В главе 2 также анализируется вопрос о соотношении идеологии и науки. «Исторический опыт позволяет утверждать, что наука влияет на содержание идеологии. Выдающиеся научные открытия существенно изменяют миропонимание, мировоззрение людей, прежде всего наиболее образованных, включая, разумеется, и тех, кто способен создавать идеологические концепции, выражать в них интересы тех или иных социальных объединений» (с. 107). Как известно, в XIX в. во Франции по инициативе Дестюта де Траси и др. был организован институт, основная цель которого – разработка «науки о мыслях людей» – идеологии, которая «должна изменить лицо мира». Как отмечает С.Г. Кара-Мурза, весь XIX в. – это «история того, как идеологи всех направлений времени индустриализма черпают доводы из неиссякаемого источника – науки. И превращают их в идеологическое оружие с помощью специально создаваемого языка слов и языка чисел» (с. 108). Не только развитие социальных знаний, но даже естественно-научные открытия оказали влияние на формирование и развитие идеологических систем. Пытаясь создать науку об идеях, Дестют де Траси и его коллеги подчеркивали, что она должна быть такой же точной и достоверной, как и другие науки. Идеология оказывает обратное воздействие на науку, прежде всего общественную. Она влияет на сознание ученых, их мировоззрение. Но по вопросу о том, может ли идеология быть научной, существуют разные мнения. Во многих источниках преобладает идущая еще от Наполеона негативная оценка идеологии, хотя аргументация ее неодинакова. Однозначно отрицательную оценку идеологии дает Х. Ортега-и-Гассет. Он полагает, что «сама демонстрация того, что разум, не теряя своего конечного единства, живет по законам эволюции и принимает различные ипостаси в разные эпохи у разных народов, доказывает существование множественности мнений. Любой народный дух – Volksgeist – обладает своей собственной, неотъемлемой и только ему присущей идеологией» (с. 111).

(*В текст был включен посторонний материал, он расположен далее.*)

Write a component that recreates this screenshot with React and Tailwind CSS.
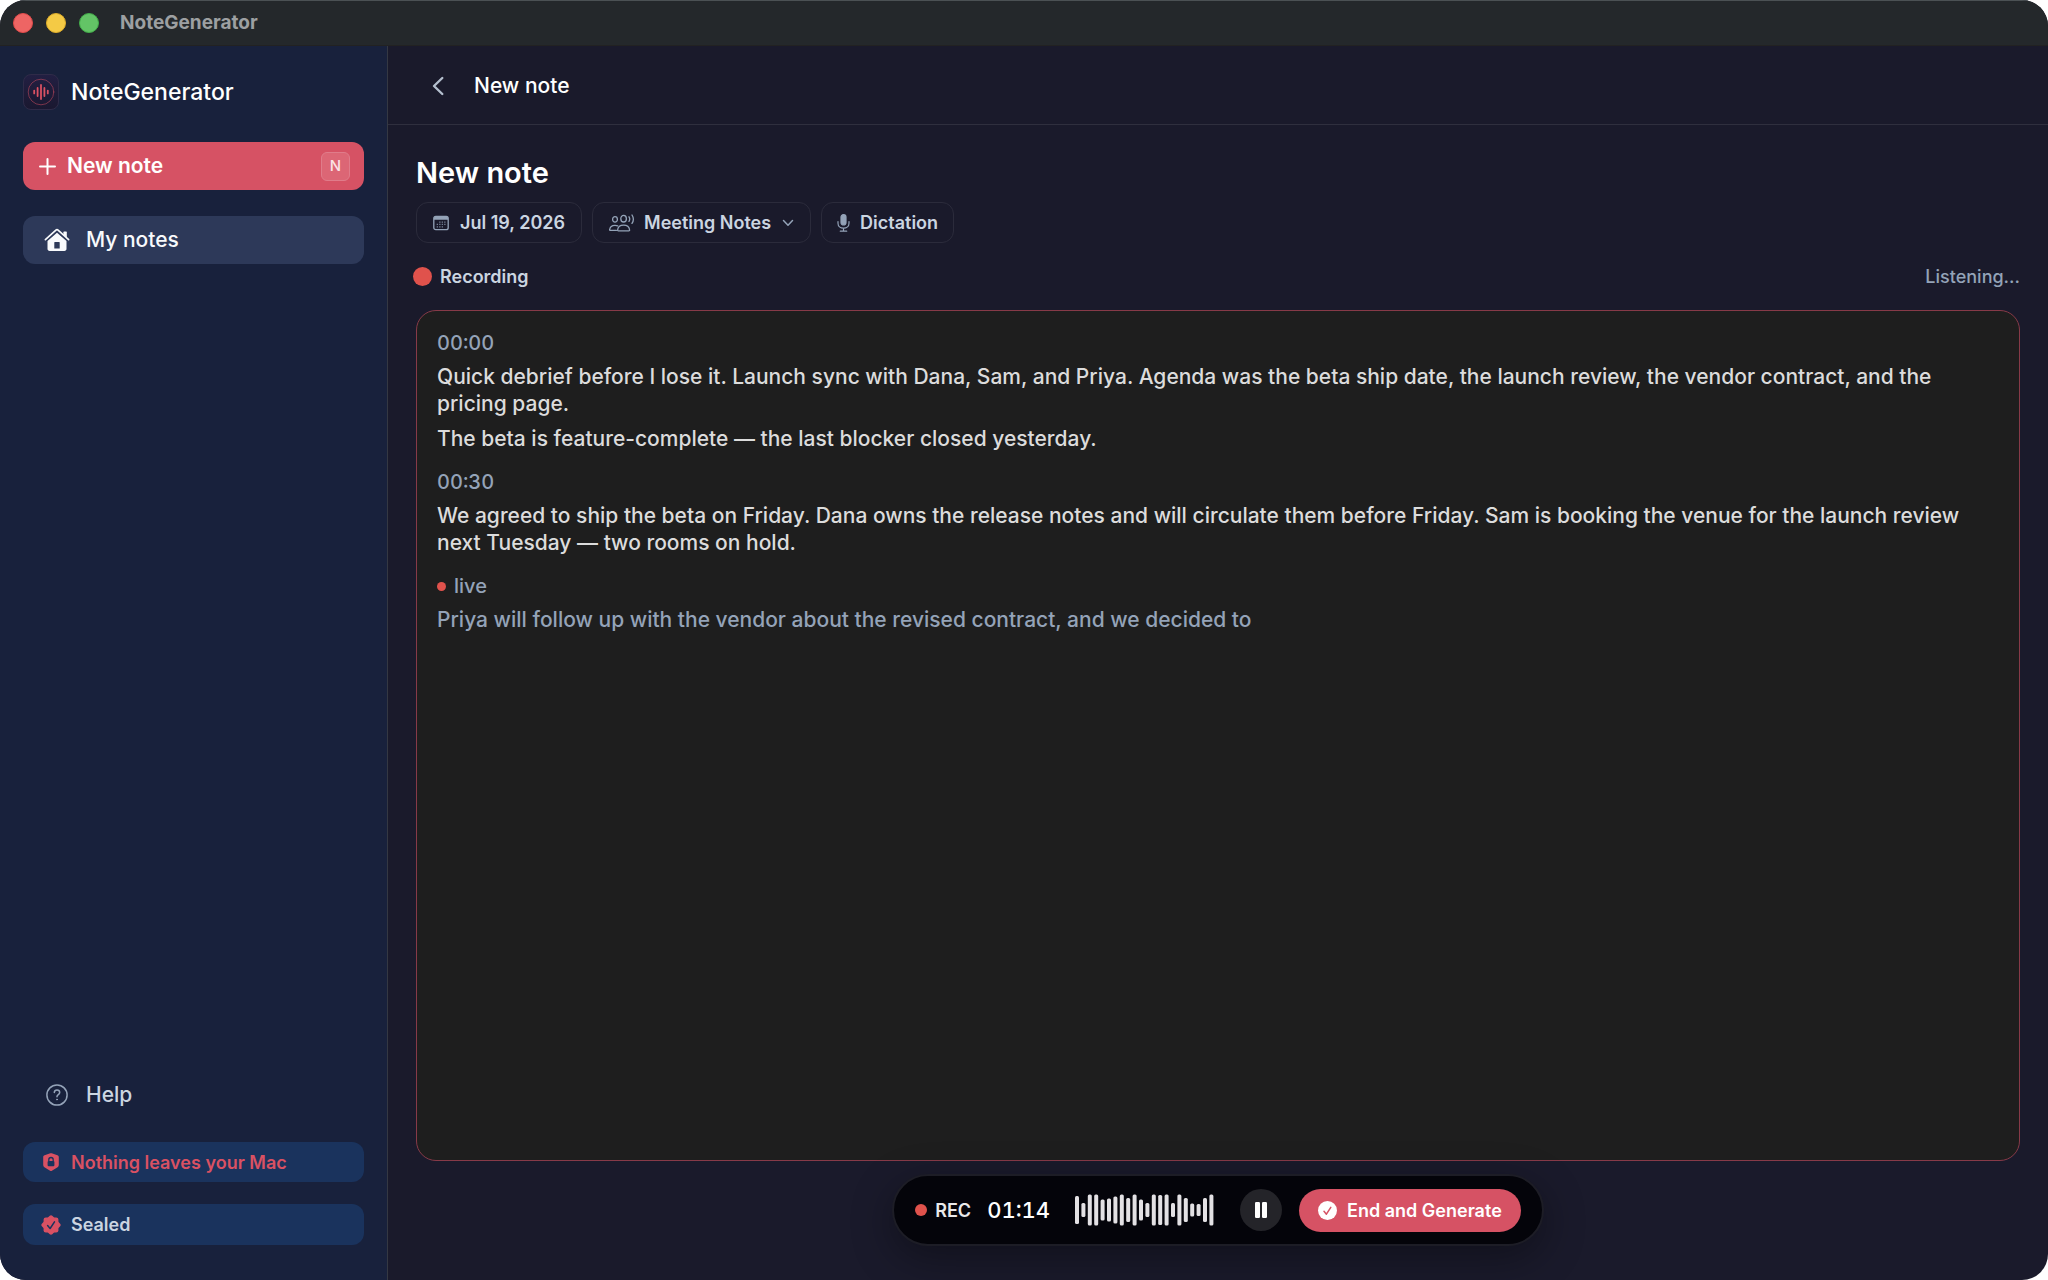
import React from "react";

const CalendarIcon = () => (
  <svg width="16" height="16" viewBox="0 0 16 16" fill="none" aria-hidden="true">
    <rect x="0.8" y="1.3" width="14.4" height="13.4" rx="2" stroke="currentColor" strokeWidth="1.3" />
    <path d="M1 3a2 2 0 0 1 2-2h10a2 2 0 0 1 2 2v1.8H1z" fill="currentColor" />
    <g fill="currentColor" opacity="0.75">
      <path d="M6.2 6.4h1.3v1.3H6.2zM8.7 6.4H10v1.3H8.7zM11.2 6.4h1.3v1.3h-1.3zM3.7 8.8H5v1.3H3.7zM6.2 8.8h1.3v1.3H6.2zM8.7 8.8H10v1.3H8.7zM11.2 8.8h1.3v1.3h-1.3zM3.7 11.2H5v1.3H3.7zM6.2 11.2h1.3v1.3H6.2zM8.7 11.2H10v1.3H8.7z" />
    </g>
  </svg>
);

const PeopleIcon = () => (
  <svg width="26" height="18" viewBox="0 0 26 18" fill="none" stroke="currentColor" strokeWidth="1.3" strokeLinecap="round" strokeLinejoin="round" aria-hidden="true">
    <ellipse cx="6" cy="5.4" rx="2.4" ry="2.8" />
    <path d="M7.4 16.4H1.3C.8 16.4 .6 16 .7 15.500 1 12.900 3.200 11.300 6 11.300c1 0 1.900.2 2.700.6" />
    <ellipse cx="14.6" cy="4.700" rx="2.800" ry="3.300" />
    <path d="M9.400 16.800h10.400c.6 0 .9-.3.8-.9-.4-2.900-2.800-4.700-6-4.700s-5.600 1.800-6 4.700c-.1.600.200.9.8.9z" />
    <path d="M20 2.800c.9 1.400.9 3.200 0 4.600M23 1c1.700 2.600 1.700 5.800 0 8.400" />
  </svg>
);

const MicIcon = () => (
  <svg width="13" height="18" viewBox="0 0 13 18" fill="none" stroke="currentColor" strokeWidth="1.2" strokeLinecap="round" aria-hidden="true">
    <rect x="4" y="0.600" width="5" height="10.400" rx="2.500" fill="currentColor" />
    <path d="M1 7.500v1.700c0 3 2.300 5 5.500 5s5.500-2 5.500-5V7.500M6.500 14.200v2.800M3.300 17.200h6.400" />
  </svg>
);

const HouseIcon = () => (
  <svg width="26" height="24" viewBox="0 0 26 24" aria-hidden="true">
    <path d="M1.400 11.600 11.900 2.200c.7-.6 1.500-.6 2.200 0l10.500 9.400" fill="none" stroke="currentColor" strokeWidth="1.700" strokeLinecap="round" />
    <path d="M20 3.600h2.200c.4 0 .6.2.6.6v5.200L19.400 6.300V4.200c0-.4.200-.6.6-.6z" fill="currentColor" />
    <path fillRule="evenodd" d="M13 4.700 22.500 13v7.800c0 1.300-.8 2.100-2.100 2.100H5.600c-1.300 0-2.100-.8-2.100-2.100V13zM10.300 14.500v6h5.400v-6c0-.3-.2-.5-.5-.5h-4.400c-.3 0-.5.200-.5.500z" fill="currentColor" />
  </svg>
);

const HelpIcon = () => (
  <svg width="22" height="22" viewBox="0 0 22 22" fill="none" stroke="currentColor" strokeLinecap="round" aria-hidden="true">
    <circle cx="11" cy="11" r="10.100" strokeWidth="1.500" />
    <path d="M8.300 8.500c.1-1.500 1.200-2.400 2.700-2.400s2.700.9 2.700 2.300c0 1-.5 1.600-1.400 2.200-.9.600-1.300 1-1.300 1.900v.3" strokeWidth="1.500" />
    <circle cx="11" cy="15.500" r="0.500" fill="currentColor" strokeWidth="0.900" />
  </svg>
);

const ShieldLockIcon = () => (
  <svg width="16" height="18" viewBox="0 0 16 18" aria-hidden="true">
    <path fill="#d95163" d="M8.700.3 14.400 2.200c.9.300 1.400.8 1.400 1.800v8c0 1-.4 1.700-1.200 2.200l-5.700 3.500c-.6.300-1.200.3-1.800 0l-5.700-3.500C.6 13.700.2 13 .2 12V4c0-1 .5-1.500 1.400-1.800L7.300.3c.5-.2.900-.2 1.400 0z" />
    <path d="M5.800 8.300V6.700a2.200 2.200 0 0 1 4.400 0v1.600" fill="none" stroke="#1a335d" strokeWidth="1.300" />
    <rect x="4.600" y="7.900" width="6.800" height="5.400" rx="1" fill="#1a335d" />
  </svg>
);

const SealIcon = () => (
  <svg width="20" height="20" viewBox="0 0 20 20" aria-hidden="true">
    <g fill="#d95163">
      <rect x="2.600" y="2.600" width="14.800" height="14.800" rx="2.200" />
      <rect x="2.600" y="2.600" width="14.800" height="14.800" rx="2.200" transform="rotate(45 10 10)" />
    </g>
    <path d="m6.600 10.600 2.500 2.900 4.400-6.700" fill="none" stroke="#1a335d" strokeWidth="1.500" strokeLinecap="round" strokeLinejoin="round" />
  </svg>
);

const LogoIcon = () => (
  <svg width="28" height="28" viewBox="0 0 28 28" fill="none" strokeLinecap="round" aria-hidden="true">
    <circle cx="14" cy="14" r="12.800" stroke="#d95163" strokeOpacity="0.500" strokeWidth="1" />
    <path d="M7.200 12.600v2.800M10.600 10v8M14 7v14M17.400 10v8M20.800 12.600v2.800" stroke="#d95163" strokeWidth="1.800" />
  </svg>
);

const levels = [28, 14, 31, 31, 21, 23, 27, 31, 24, 31, 21, 14, 31, 30, 31, 14, 31, 24, 13, 12, 24, 31];

const Waveform = () => (
  <svg width="139" height="32" viewBox="0 0 139 32" fill="#e3e1e4" aria-hidden="true">
    {levels.map((h, i) => (
      <rect key={i} x={i * 6.4} y={16 - h / 2} width="4" height={h} rx="1.500" />
    ))}
  </svg>
);

const chip = "flex h-[41px] items-center rounded-xl border border-[#2b2b3b] text-[18px] font-semibold text-[#cbd5e1]";

function TitleBar() {
  return (
    <header className="flex h-[46px] shrink-0 items-center border-t border-b border-t-[#4b5154] border-b-[#222222] bg-[#24282b] px-[13px]">
      <div className="flex gap-[13px]">
        <button aria-label="Close" className="size-5 rounded-full border border-[#e24b4b] bg-[#ee6564]" />
        <button aria-label="Minimize" className="size-5 rounded-full border border-[#dfae2a] bg-[#f4ca45]" />
        <button aria-label="Zoom" className="size-5 rounded-full border border-[#43ae4a] bg-[#63c466]" />
      </div>
      <span className="ml-[21px] text-[19px] font-bold text-[#9da0a2]">NoteGenerator</span>
    </header>
  );
}

function Sidebar() {
  return (
    <aside className="flex w-[388px] shrink-0 flex-col border-r border-[#343843] bg-[#18213c] px-[23px] pt-7 pb-[35px]">
      <div className="flex items-center gap-3">
        <div className="flex size-9 items-center justify-center rounded-lg border border-[#2f2b48] bg-linear-to-b from-[#221f42] to-[#1a1830]">
          <LogoIcon />
        </div>
        <span className="text-[23px] font-medium text-white">NoteGenerator</span>
      </div>
      <button className="mt-8 flex h-12 items-center rounded-xl bg-[#d65264] pr-[14px] pl-4 text-white">
        <svg width="17" height="17" viewBox="0 0 17 17" stroke="currentColor" strokeWidth="2" strokeLinecap="round" aria-hidden="true">
          <path d="M8.500 1v15M1 8.500h15" />
        </svg>
        <span className="ml-[11px] text-[21px] font-semibold">New note</span>
        <kbd className="ml-auto flex size-[29px] items-center justify-center rounded-md border border-[#e07c8a] bg-[#dc6675] font-[Inter] text-[15px] font-medium text-[#fbe3e6]">N</kbd>
      </button>
      <nav className="mt-[26px] flex flex-1 flex-col justify-between">
        <a href="#notes" aria-current="page" className="flex h-12 items-center gap-4 rounded-xl bg-[#2d3959] px-[21px] text-[21px] font-medium text-[#f8fafc]">
          <HouseIcon />
          My notes
        </a>
        <a href="#help" className="flex h-12 items-center gap-[18px] px-[23px] text-[21px] font-medium text-[#cbd5e1]">
          <span className="text-[#94a3b8]"><HelpIcon /></span>
          Help
        </a>
      </nav>
      <div className="mt-[23px] flex h-10 items-center rounded-xl bg-[#1a335d] pl-5 text-[18px] font-semibold text-[#d95163]">
        <ShieldLockIcon />
        <span className="ml-3">Nothing leaves your Mac</span>
      </div>
      <div className="mt-[22px] flex h-[41px] items-center rounded-xl bg-[#1a335d] pl-[18px] text-[18px] font-semibold text-[#cbd5e1]">
        <SealIcon />
        <span className="ml-[10px]">Sealed</span>
      </div>
    </aside>
  );
}

function Chips() {
  return (
    <div className="mt-[11px] flex gap-[10px]">
      <button className={chip + " gap-[11px] px-4"}>
        <span className="text-[#94a3b8]"><CalendarIcon /></span>
        Jul 19, 2026
      </button>
      <label className={chip + " px-4"}>
        <span className="text-[#94a3b8]"><PeopleIcon /></span>
        <select aria-label="Template" className="ml-[9px] appearance-none bg-transparent font-semibold outline-none">
          <option>Meeting Notes</option>
        </select>
        <svg className="ml-[10px] text-[#94a3b8]" width="12" height="8" viewBox="0 0 12 8" fill="none" stroke="currentColor" strokeWidth="1.500" strokeLinecap="round" strokeLinejoin="round" aria-hidden="true">
          <path d="m1.500 1.500 4.500 4.700 4.500-4.700" />
        </svg>
      </label>
      <button className={chip + " gap-[10px] px-[15px]"}>
        <span className="text-[#94a3b8]"><MicIcon /></span>
        Dictation
      </button>
    </div>
  );
}

function Transcript() {
  return (
    <section aria-label="Transcript" className="mt-[22px] flex-1 rounded-[20px] border border-[#873a48] bg-[#1e1e1e] p-5 text-[21px] leading-[27px] font-medium text-[#dcdcdc]">
      <time className="block text-[20px] leading-6 text-[#94a3b8] tabular-nums">00:00</time>
      <p className="mt-2">
        Quick debrief before I lose it. Launch sync with Dana, Sam, and Priya. Agenda was the beta ship date, the launch review, the vendor contract, and the pricing page.
      </p>
      <p className="mt-2">The beta is feature-complete — the last blocker closed yesterday.</p>
      <time className="mt-[18px] block text-[20px] leading-6 text-[#94a3b8] tabular-nums">00:30</time>
      <p className="mt-2">
        We agreed to ship the beta on Friday. Dana owns the release notes and will circulate them before Friday. Sam is booking the venue for the launch review next Tuesday — two rooms on hold.
      </p>
      <div className="mt-[18px] flex items-center gap-2 text-[20px] leading-6 text-[#94a3b8]">
        <span className="size-[9px] rounded-full bg-[#e0524c]" />
        live
      </div>
      <p className="mt-2 text-[#94a3b8]">Priya will follow up with the vendor about the revised contract, and we decided to</p>
    </section>
  );
}

function RecorderBar() {
  return (
    <div className="mt-[13px] flex h-[72px] items-center self-center rounded-full border-2 border-[#1d1d26] bg-[#04040a] px-[21px] text-white shadow-[0_12px_40px_rgba(0,0,0,0.35)]">
      <span className="size-3 rounded-full bg-[#e0524c]" />
      <span className="ml-2 text-[18px] font-semibold text-[#e9e9ea]">REC</span>
      <time className="ml-4 text-[22px] font-medium tabular-nums">01:14</time>
      <div className="ml-[25px]"><Waveform /></div>
      <button aria-label="Pause" className="ml-[26px] flex size-[42px] items-center justify-center rounded-full bg-[#242429]">
        <svg width="12" height="16" viewBox="0 0 12 16" fill="white" aria-hidden="true">
          <rect width="5" height="16" rx="1.200" />
          <rect x="7" width="5" height="16" rx="1.200" />
        </svg>
      </button>
      <button className="ml-[17px] flex h-[43px] items-center gap-[10px] rounded-full bg-[#d65264] px-[19px] text-[18px] font-semibold">
        <svg width="19" height="19" viewBox="0 0 19 19" fill="none" aria-hidden="true">
          <circle cx="9.500" cy="9.500" r="9.500" fill="white" />
          <path d="m6 10.300 2.400 2.900 4.400-6.900" stroke="#d65264" strokeWidth="1.500" strokeLinecap="round" strokeLinejoin="round" />
        </svg>
        End and Generate
      </button>
    </div>
  );
}

export default function App() {
  return (
    <div className="min-h-screen bg-white font-[Inter,sans-serif]">
      <div className="flex min-h-screen flex-col overflow-hidden rounded-[26px] bg-[#1a1a2b]">
        <TitleBar />
        <div className="flex flex-1">
          <Sidebar />
          <main className="flex min-w-0 flex-1 flex-col">
            <div className="flex h-[79px] items-center border-b border-[#2f2f3e] pt-px pl-11">
              <button aria-label="Back" className="text-[#b4bfce]">
                <svg width="12" height="20" viewBox="0 0 12 20" fill="none" stroke="currentColor" strokeWidth="2.400" strokeLinecap="round" strokeLinejoin="round" aria-hidden="true">
                  <path d="M10.300 2 2 10l8.300 8" />
                </svg>
              </button>
              <h1 className="ml-[30px] text-[21px] font-medium text-white">New note</h1>
            </div>
            <div className="flex flex-1 flex-col px-7 pt-[30px] pb-[34px]">
              <h2 className="text-[29px] leading-9 font-semibold text-white">New note</h2>
              <Chips />
              <div className="mt-[21px] flex h-6 items-center justify-between text-[18px] font-medium">
                <div className="flex items-center gap-2 font-semibold text-[#cbd5e1]">
                  <span className="-ml-[3px] size-[19px] rounded-full bg-[#e0524c]" />
                  Recording
                </div>
                <span className="text-[#94a3b8]">Listening...</span>
              </div>
              <Transcript />
              <RecorderBar />
            </div>
          </main>
        </div>
      </div>
    </div>
  );
}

Попытка переосмысления идеологии с точки зрения ее истинности или ложности и реалий жизни была предпринята философами Франкфуртской школы. «По их мнению, идеология, оставаясь формой ложного сознания, в позднем буржуазном обществе уже не является порождением социально-политического конфликта, а спускается сверху культурной индустрией, которая приводит к тотальному конформизму» (с. 112). Ложным сознанием считает идеологию А.А. Зиновьев, который утверждает, что идеология характеризуется определенной целью человеческих объединений и определенными средствами ее достижения. «Ее цель – формирование сознания людей в соответствии с требованиями самосохранения, объединения и манипулирования поведением людей путем воздействия на их сознание, а не познание реальности. Она использует данные познания и опирается на них, но лишь как на средство» (с. 112–113).

Рассматривая также ряд других концепций, автор резюмирует свой анализ утверждением, что к оценке идеологии с точки зрения соотношения ее с наукой следует подходить дифференцированно и различать в ней: 1) идеи, заимствованные в науке, адекватно отражающие действительность и адекватно интерпретированные; 2) идеи, также заимствованные в науке или сформулированные на основе осмысления практики и в той или иной мере неадекватно интерпретируемые и неадекватно отражающие действительность; 3) ложные, иллюзорные идеи, сознательное или бессознательное искажение действительности, а также заблуждения как следствие недостаточной информации или ошибочной ее оценки.